# GOAL OF THE EXERCISE
Find the lines below that contain the word "components" and count them. Only the number should be given.

# PROVIDED DATA

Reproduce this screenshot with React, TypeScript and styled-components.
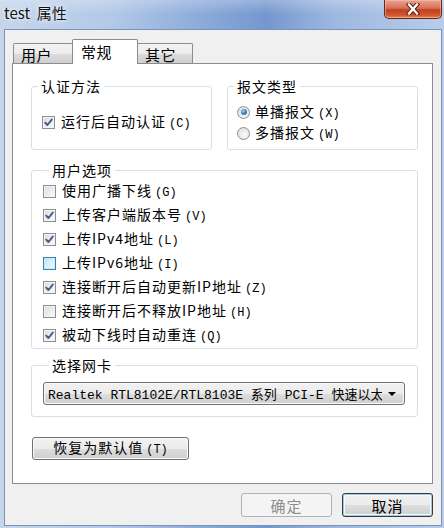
import { ReactElement, ReactNode } from 'react';

import styled, { createGlobalStyle, css } from 'styled-components';

const GlobalStyle = createGlobalStyle`
  html, body {
    margin: 0;
    padding: 0;
  }

  body {
    width: 444px;
    height: 528px;
    overflow: hidden;
    background: #b7cde9;
    font-family: "Noto Sans CJK SC", "Liberation Sans", sans-serif;
    color: #000;
  }

  * {
    box-sizing: border-box;
  }
`;

interface IOption {
  label: string;
  hotkey: string;
  checked?: boolean;
  hover?: boolean;
}

const userOptions: IOption[] = [
  { label: '使用广播下线', hotkey: 'G' },
  { label: '上传客户端版本号', hotkey: 'V', checked: true },
  { label: '上传IPv4地址', hotkey: 'L', checked: true },
  { label: '上传IPv6地址', hotkey: 'I', hover: true },
  { label: '连接断开后自动更新IP地址', hotkey: 'Z', checked: true },
  { label: '连接断开后不释放IP地址', hotkey: 'H' },
  { label: '被动下线时自动重连', hotkey: 'Q', checked: true },
];

function CheckBox({ checked, hover }: { checked?: boolean; hover?: boolean }): ReactElement {
  return (
    <Box $hover={hover}>
      {checked && (
        <svg width="11" height="11" viewBox="0 0 11 11">
          <path
            d="M2.2 5.6 L4.4 8 L8.8 2.6"
            fill="none"
            stroke="#41598f"
            strokeWidth="1.9"
            strokeLinecap="round"
            strokeLinejoin="round"
          />
        </svg>
      )}
    </Box>
  );
}

function Label({ text, hotkey }: { text: string; hotkey: string }): ReactElement {
  return (
    <LabelText>
      {text}
      <Hotkey>({hotkey})</Hotkey>
    </LabelText>
  );
}

function Check({ option }: { option: IOption }): ReactElement {
  return (
    <OptionRow>
      <CheckBox checked={option.checked} hover={option.hover} />
      <Label text={option.label} hotkey={option.hotkey} />
    </OptionRow>
  );
}

function Radio({ selected, children }: { selected?: boolean; children: ReactNode }): ReactElement {
  return (
    <RadioRow>
      <RadioCircle>{selected && <RadioDot />}</RadioCircle>
      {children}
    </RadioRow>
  );
}

function CloseGlyph(): ReactElement {
  return (
    <svg width="16" height="12" viewBox="0 0 16 12">
      <path
        d="M4 1.5 L12 10.5 M12 1.5 L4 10.5"
        stroke="#5a1a12"
        strokeWidth="4.4"
        strokeLinecap="square"
      />
      <path
        d="M4 1.5 L12 10.5 M12 1.5 L4 10.5"
        stroke="#ffffff"
        strokeWidth="2.4"
        strokeLinecap="square"
      />
    </svg>
  );
}

export default function App(): ReactElement {
  return (
    <>
      <GlobalStyle />
      <Window>
        <TitleBar>
          <Title>test&nbsp;&nbsp;属性</Title>
          <CloseButton>
            <CloseGlyph />
          </CloseButton>
        </TitleBar>
        <Client>
          <TabStrip>
            <Tab $width={60}>用户</Tab>
            <Tab $width={66} $active>
              常规
            </Tab>
            <Tab $width={56}>其它</Tab>
          </TabStrip>
          <Panel>
            <TopRow>
              <Group>
                <Legend>认证方法</Legend>
                <AuthBody>
                  <Check option={{ label: '运行后自动认证', hotkey: 'C', checked: true }} />
                </AuthBody>
              </Group>
              <Group>
                <Legend>报文类型</Legend>
                <RadioBody>
                  <Radio selected>
                    <Label text="单播报文" hotkey="X" />
                  </Radio>
                  <Radio>
                    <Label text="多播报文" hotkey="W" />
                  </Radio>
                </RadioBody>
              </Group>
            </TopRow>
            <OptionsGroup>
              <Legend>用户选项</Legend>
              <OptionList>
                {userOptions.map((o) => (
                  <Check key={o.label} option={o} />
                ))}
              </OptionList>
            </OptionsGroup>
            <AdapterGroup>
              <Legend>选择网卡</Legend>
              <Select>
                <SelectText>Realtek RTL8102E/RTL8103E 系列 PCI-E 快速以太网</SelectText>
                <Arrow />
              </Select>
            </AdapterGroup>
            <ResetButton>
              <Label text="恢复为默认值" hotkey="T" />
            </ResetButton>
          </Panel>
          <Footer>
            <DialogButton disabled>确定</DialogButton>
            <DialogButton $default>取消</DialogButton>
          </Footer>
        </Client>
      </Window>
    </>
  );
}

const Window = styled.div`
  width: 444px;
  height: 528px;
  display: flex;
  flex-direction: column;
  padding: 0 2px 2px 4px;
  background:
    linear-gradient(180deg, rgba(255, 255, 255, 0.25) 0px, rgba(255, 255, 255, 0) 14px),
    linear-gradient(
      90deg,
      #c4d6ec 0%,
      #b3c9e7 25%,
      #87a7d8 48%,
      #7597cf 60%,
      #9db7e0 75%,
      #b9cdea 100%
    );
`;

const TitleBar = styled.div`
  height: 29px;
  display: flex;
  align-items: flex-start;
`;

const Title = styled.div`
  margin-top: 3px;
  font-size: 15px;
  line-height: 20px;
  color: #111;
  text-shadow: 0 0 6px rgba(255, 255, 255, 0.9), 0 0 2px rgba(255, 255, 255, 0.9);
`;

const CloseButton = styled.div`
  margin-left: auto;
  width: 58px;
  height: 19px;
  display: flex;
  align-items: center;
  justify-content: center;
  border: 1px solid #6b2419;
  border-top: none;
  border-radius: 0 0 5px 5px;
  background: linear-gradient(180deg, #e8a491 0%, #d7705a 45%, #c2401f 55%, #d0582f 85%, #e58b5c 100%);
  box-shadow: inset 0 0 0 1px rgba(255, 200, 180, 0.5);
`;

const Client = styled.div`
  flex: 1;
  display: flex;
  flex-direction: column;
  padding: 9px 8px 0 7px;
  background: #f0f0f0;
  border: 1px solid #7b93b8;
`;

const TabStrip = styled.div`
  position: relative;
  z-index: 1;
  height: 25px;
  margin-bottom: -1px;
  padding-left: 1px;
  display: flex;
  align-items: flex-start;
`;

const Tab = styled.div<{ $width: number; $active?: boolean }>`
  width: ${(p) => p.$width}px;
  margin-top: 4px;
  height: 20px;
  padding: 2px 0 0 7px;
  display: flex;
  align-items: center;
  font-size: 15px;
  letter-spacing: 0.5px;
  border: 1px solid #898c95;
  border-bottom: none;
  border-radius: 2px 2px 0 0;
  background: linear-gradient(180deg, #f3f3f3 0%, #ebebeb 50%, #dddddd 51%, #cfcfcf 100%);

  & + & {
    margin-left: -1px;
  }

  ${(p) =>
    p.$active &&
    css`
      position: relative;
      z-index: 2;
      margin-top: 0;
      height: 25px;
      padding: 0 0 2px 8px;
      background: #ffffff;
    `}
`;

const Panel = styled.div`
  height: 421px;
  display: flex;
  flex-direction: column;
  align-items: flex-start;
  padding: 13px 14px 0 18px;
  background: #ffffff;
  border: 1px solid #898c95;
`;

const TopRow = styled.div`
  display: grid;
  grid-template-columns: 181px 191px;
  column-gap: 15px;
  align-items: stretch;
`;

const Group = styled.fieldset`
  margin: 0;
  padding: 0;
  min-width: 0;
  border: 1px solid #d5dfe5;
  border-radius: 3px;
`;

const OptionsGroup = styled(Group)`
  width: 387px;
  margin-top: 11px;
  padding: 0 0 1px 11px;
`;

const AdapterGroup = styled(Group)`
  width: 387px;
  margin-top: 7px;
  padding: 8px 12px 11px 11px;
`;

const Legend = styled.legend`
  margin-left: 6px;
  padding: 0 3px;
  font-size: 14px;
  line-height: 18px;
  letter-spacing: 1px;
`;

const AuthBody = styled.div`
  padding: 17px 0 0 10px;
`;

const RadioBody = styled.div`
  padding: 7px 0 6px 9px;
  display: flex;
  flex-direction: column;
  gap: 1px;
`;

const OptionList = styled.div`
  display: flex;
  flex-direction: column;
`;

const OptionRow = styled.div`
  height: 24px;
  display: flex;
  align-items: center;
  gap: 6px;
  white-space: nowrap;

  ${AuthBody} & {
    height: 20px;
  }
`;

const RadioRow = styled.div`
  height: 20px;
  display: flex;
  align-items: center;
  gap: 5px;
  white-space: nowrap;
`;

const LabelText = styled.span`
  font-size: 14px;
  line-height: 18px;
  letter-spacing: 1px;
`;

const Hotkey = styled.span`
  margin-left: 3px;
  font-family: "Liberation Mono", "Noto Sans CJK SC", monospace;
  font-size: 12px;
  letter-spacing: 0;
`;

const Box = styled.span<{ $hover?: boolean }>`
  flex: none;
  width: 13px;
  height: 13px;
  display: flex;
  align-items: center;
  justify-content: center;
  border: 1px solid ${(p) => (p.$hover ? '#3c7fb1' : '#8e8f8f')};
  background: ${(p) =>
    p.$hover
      ? 'linear-gradient(135deg, #b9e3f8 0%, #def3fc 60%, #f0faff 100%)'
      : 'linear-gradient(135deg, #dcdcdc 0%, #eeeeee 60%, #fafafa 100%)'};
  box-shadow: inset 0 0 0 1px ${(p) => (p.$hover ? '#c6ebfb' : '#f4f4f4')};
`;

const RadioCircle = styled.span`
  flex: none;
  width: 13px;
  height: 13px;
  display: flex;
  align-items: center;
  justify-content: center;
  border: 1px solid #8e8f8f;
  border-radius: 50%;
  background: radial-gradient(circle at 60% 60%, #fbfbfb 0%, #e6e6e6 60%, #d2d2d2 100%);
`;

const RadioDot = styled.span`
  width: 6px;
  height: 6px;
  border-radius: 50%;
  background: radial-gradient(circle at 40% 35%, #a7d2f4 0%, #3a86c6 45%, #17497f 100%);
`;

const Select = styled.div`
  width: 362px;
  height: 23px;
  display: flex;
  align-items: center;
  padding: 0 8px 0 4px;
  border: 1px solid #707070;
  border-radius: 3px;
  background: linear-gradient(180deg, #f2f2f2 0%, #ebebeb 50%, #dddddd 51%, #cfcfcf 100%);
  box-shadow: inset 0 0 0 1px #fafafa;
`;

const SelectText = styled.span`
  flex: 1;
  overflow: hidden;
  white-space: nowrap;
  font-family: "Liberation Mono", "Noto Sans CJK SC", monospace;
  font-size: 13px;
  letter-spacing: 0;
`;

const Arrow = styled.span`
  flex: none;
  margin-left: 6px;
  width: 0;
  height: 0;
  border-left: 4px solid transparent;
  border-right: 4px solid transparent;
  border-top: 4px solid #000;
`;

const buttonFace = css`
  height: 24px;
  display: flex;
  align-items: center;
  justify-content: center;
  border: 1px solid #707070;
  border-radius: 3px;
  background: linear-gradient(180deg, #f2f2f2 0%, #ebebeb 50%, #dddddd 51%, #cfcfcf 100%);
  box-shadow: inset 0 0 0 1px #fbfbfb;
  font-family: "Noto Sans CJK SC", "Liberation Sans", sans-serif;
  color: #000;
  padding: 0;
`;

const ResetButton = styled.button`
  ${buttonFace};
  width: 157px;
  height: 23px;
  margin: 20px 0 0 1px;
`;

const Footer = styled.div`
  margin-top: 9px;
  display: flex;
  justify-content: flex-end;
  gap: 10px;
`;

const DialogButton = styled.button<{ $default?: boolean }>`
  ${buttonFace};
  width: 91px;
  font-size: 15px;
  letter-spacing: 1px;

  &:disabled {
    border-color: #adb2b5;
    background: #f4f4f4;
    box-shadow: none;
    color: #8d8d8d;
  }

  ${(p) =>
    p.$default &&
    css`
      border-color: #3b3b3b;
      box-shadow: inset 0 0 0 1px #9ec9e6, inset 0 0 0 2px #f4f9fc;
    `}
`;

# ANSWER TO THE PROBLEM
2